L’intérêt pour le trou noir va connaître un regain lors de la publication de la théorie de la relativité générale d’Albert Einstein, en 1915, qui prédit que la matière déforme la structure même de l’espace. Une étoile massive pourrait, dans cette perspective, s’effondrer sur elle-même jusqu’à n’être qu’un point de dimension zéro et à la gravité infinie : ce que l’on appellera plus tard une « singularité gravitationnelle ». Mais la réalité d’une telle possibilité est vivement contestée par les grands physiciens de l’époque, y compris par Einstein lui-même, qui estime impossible l’existence de ces singularités : le fait qu’une étoile puisse se ratatiner jusque dans un point prodigieusement minuscule lui paraissait être un non-sens physique.
Stephen Hawking et Penrose, qui travaillèrent ensemble depuis 1965, ont démontré que loin d’être un non-sens les singularités gravitationnelles peuvent exister, et dans des conditions bien moins rares que ce que pensaient les physiciens jusque-là. Le trou noir n’est ni une simple curiosité, ni un concept sans rapport à la réalité, ni même un objet rare : de nombreuses étoiles réunissent les conditions qui feront que celles-ci, à court de carburant nucléaire à la fin de leur vie, s’effondreront sur elles-mêmes jusqu’à devenir si denses que la courbure de l’espace forme un puits dans lequel les rayons lumineux seront enfermés et continueront de circuler pour toujours, en boucle.
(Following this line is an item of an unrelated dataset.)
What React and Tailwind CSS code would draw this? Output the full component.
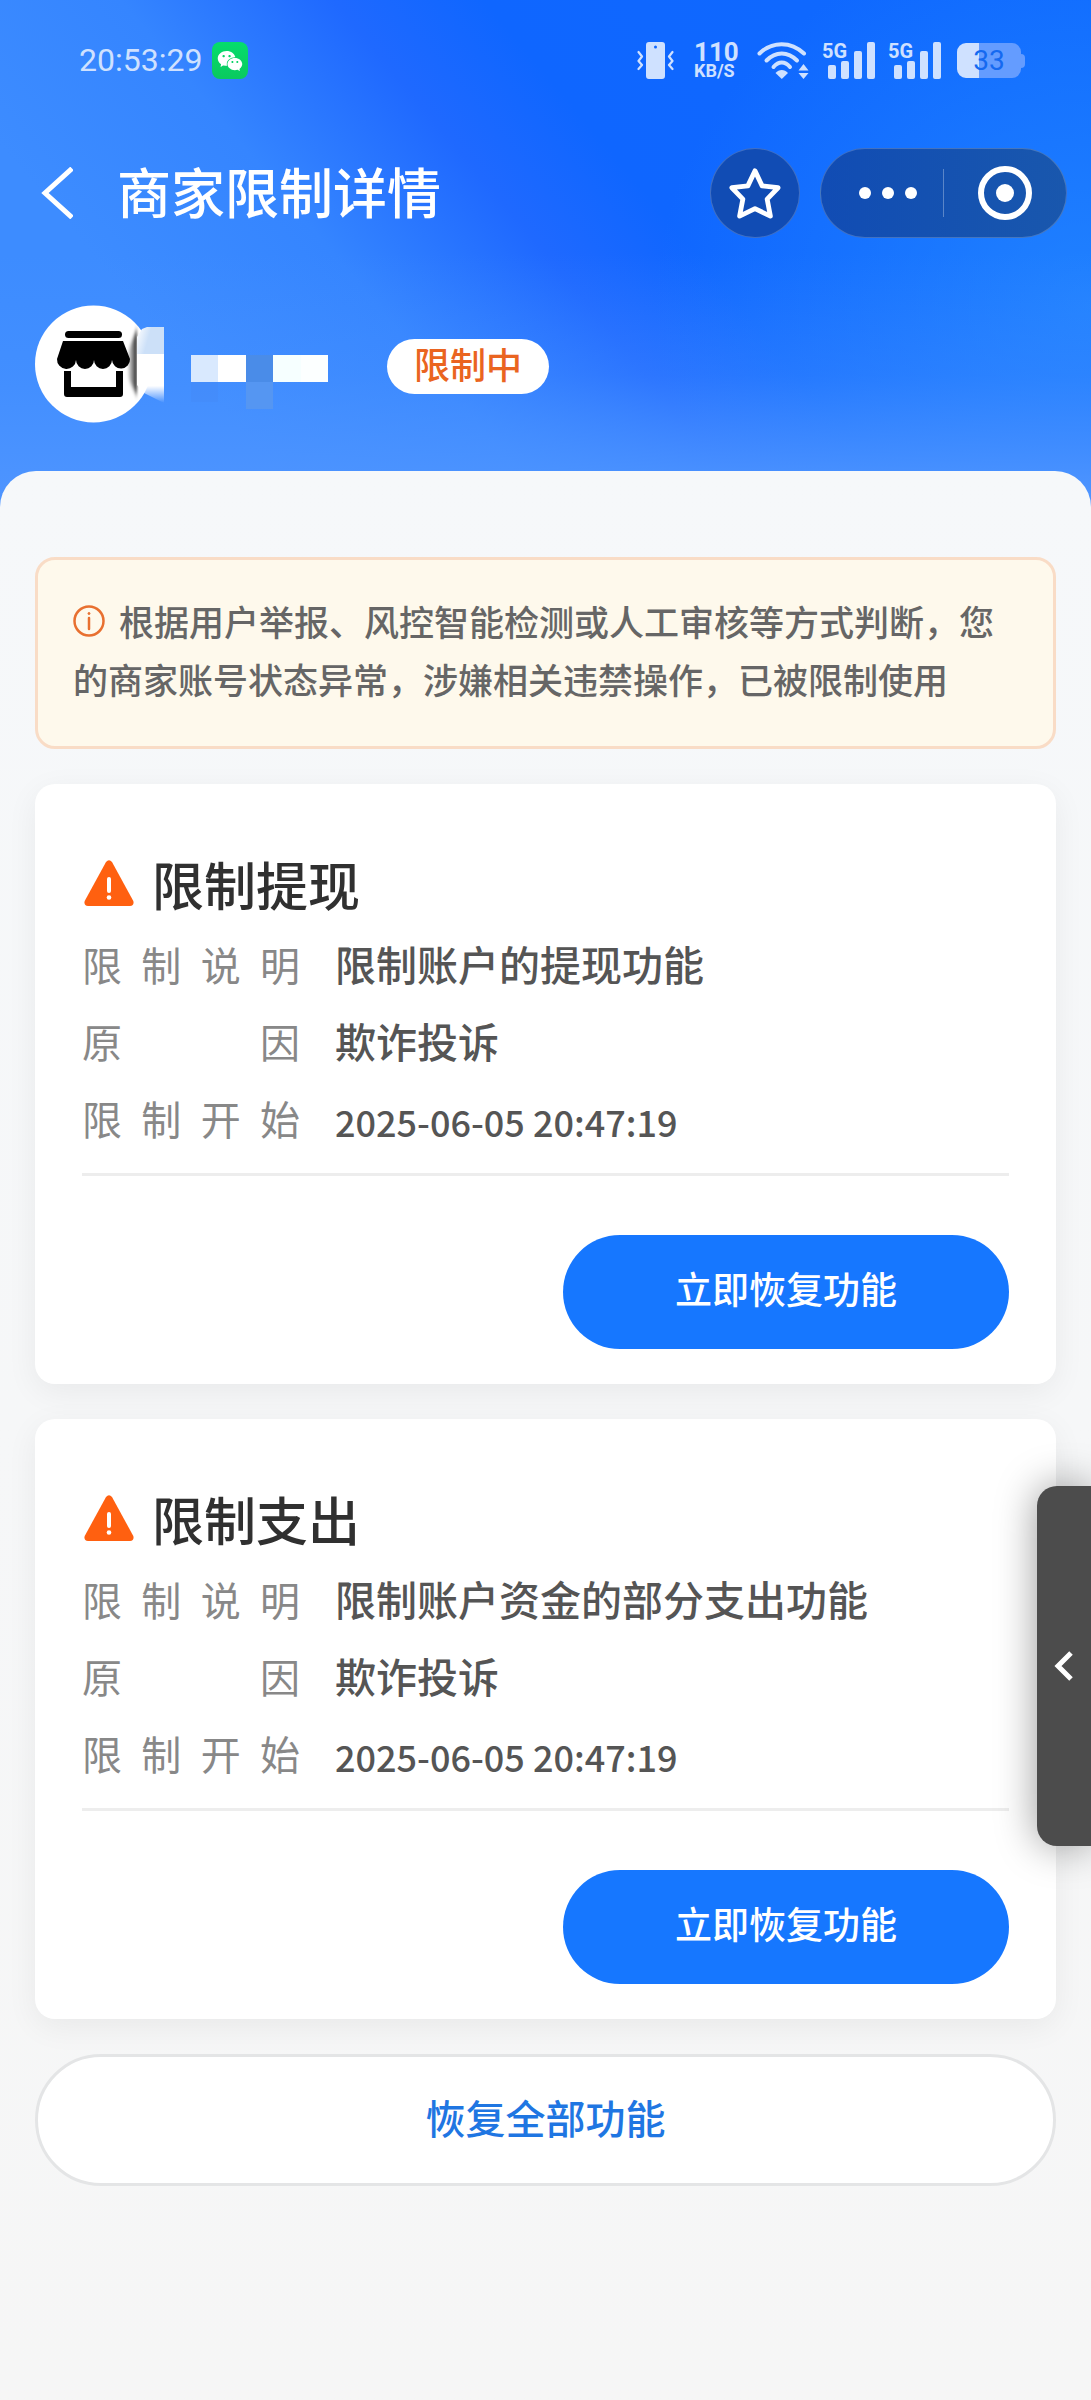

Aujourd’hui, on estime à quelques masses solaires (plusieurs fois celle de notre Soleil) la masse minimale requise pour qu’une étoile finisse en trou noir.
L’astrophysique et la physique quantique centrée sur l’infiniment petit, étaient considérées comme favorites par les experts pour ce Nobel 2020. En 2019, le prix de physique avait déjà distingué trois cosmologues, le Canado-Américain James Peebles, qui a mis ses pas dans ceux d’Albert Einstein pour éclairer les origines de l’Univers, et les Suisses Michel Mayor et Didier Queloz qui, les premiers, ont révélé l’existence d’une planète en dehors du Système solaire.
La cérémonie de remise physique des prix annulée
Si les prix Nobel vont bien être annoncés comme prévu cette semaine, le coronavirus a entraîné l’annulation de la cérémonie physique de remise des prix, le 10 décembre à Stockholm. Lundi, le prix de physiologie-médecine a confirmé l’écrasante domination des Américains dans le palmarès des Nobel scientifiques en primant Harvey Alter et Charles Rice, aux côtés du Britannique Michael Houghton, pour leur rôle dans la découverte du virus responsable de l’hépatite C.
Suivra mercredi la chimie, où une découverte biomédicale majeure pourrait être récompensée : les « ciseaux Crispr », permettant de couper un gène précis, mis au point par la Française Emmanuelle Charpentier et l’Américaine Jennifer Doudna. Un autre pionnier du séquençage des gènes, l’Américain Leroy Hood, pourrait être consacré, selon la radio suédoise SR. Autres nobélisables : les nanocristaux, de même que les travaux des Américains Harry Gray, Richard Holm et Stephen Lippard sur le rôle des ions métalliques en biologie.
Le prix de littérature, événement le plus attendu du grand public avec la paix le vendredi à Oslo, sera lui annoncé jeudi par l’Académie suédoise. Seule récompense non prévue par le fameux testament de l’inventeur suédois, le prix d’économie « à la mémoire d’Alfred Nobel », créé en 1968, clôturera la saison lundi prochain.